MONTESANO — Ballots for a school levy in Satsop, a new elementary school at Ocosta and to determine the future of ambulance service in rural McCleary must be put in the mail or dropped off by Tuesday, April 23.
As of Thursday afternoon, only about 1,360 of the 3,800 combined ballots from all three elections have been turned in. Auditor Vern Spatz said they don’t yet know how many ballots have been turned in from each election.
Important to note is that due to budget reasons, the county is not opening up its typical drop-off locations at the McCleary VFW or Westport City Hall. That means the only way to drop the ballots off would be to go to the Auditor’s Office in Montesano or get the ballot postmarked by Tuesday. Most post offices close at 5 p.m.
In all, the county mailed out 899 ballots to voters in Fire District 12, which consists of rural McCleary; 320 to voters in the Satsop School District and 2,627 to voters in the Ocosta School District on the South Beach.
The Satsop School District wants to replace an expiring property tax levy to support educational programs, student services, textbooks, maintenance, repair and operations. The levy is designed to raise $80,000 each year for 2014 and 2015. That works out to $2.02 per $1,000 in assessed value. That means a $100,000 home would pay $202 a year.
The Ocosta School District is seeking a bond valued a $13.8 million to be paid back over the next 20 years. The district is hoping to raise enough money to build a new building for its elementary school.
The district’s elementary school, or “round” building, was determined to have the highest need for replacement after a March 2008 survey of district buildings found the grade school — built in 1967 — to be “past the point of repair. “
The new structure will also act as a tsunami refuge for the public. District officials say the campus is positioned in a more central and slightly higher elevation than other options. Currently, no other Westport structure can be used as a temporary tsunami refuge or shelter. The building will be built with seismic enhancements, strengthened foundation and framing, and second floor and rooftop access in case of emergency.
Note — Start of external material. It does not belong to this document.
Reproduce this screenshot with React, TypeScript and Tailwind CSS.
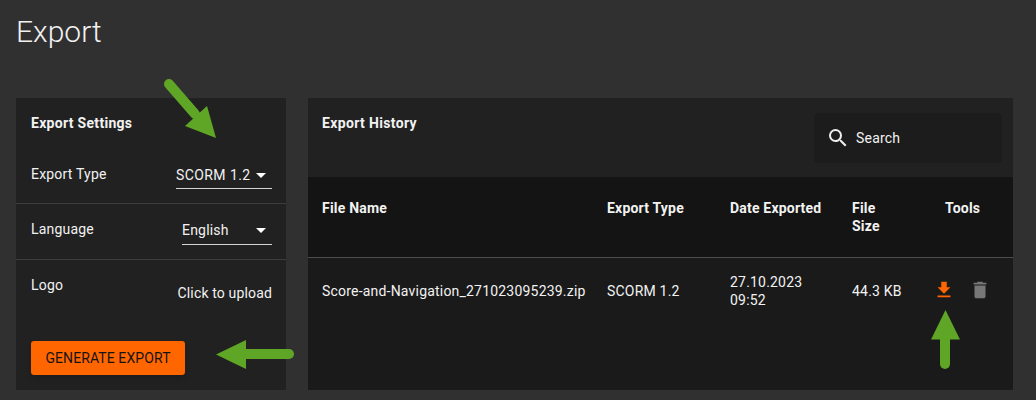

Voters turned down a couple of earlier options. This one is $10.5 million less than the first of two previously voted on proposals on the matter in 2009.
Fire District 12 is trying one more time to get the funds necessary to provide ambulance service for the region. Without it, there remains a question as to what would happen if someone calls 911 in a medical emergency and who would actually respond.
The requested levy is for 50 cents per $1,000 of assessed value. That means a home owner with a $100,000 home would pay $50 per year or $4.17 per month.
As of May 1, without levy approval, the areas surrounding McCleary will lose ambulance service.
Proponent Chris Crew said he and about a dozen others have been actively doorbelling across the community and have been trying to get supporters to turn out to vote for the measure.
Crew says the levy needs 60 percent of the total vote and a minimum of 268 voters must cast ballots. The last levy failed by 29 votes, he notes. “Every vote matters here and we’re trying our best to make a difference,” he said.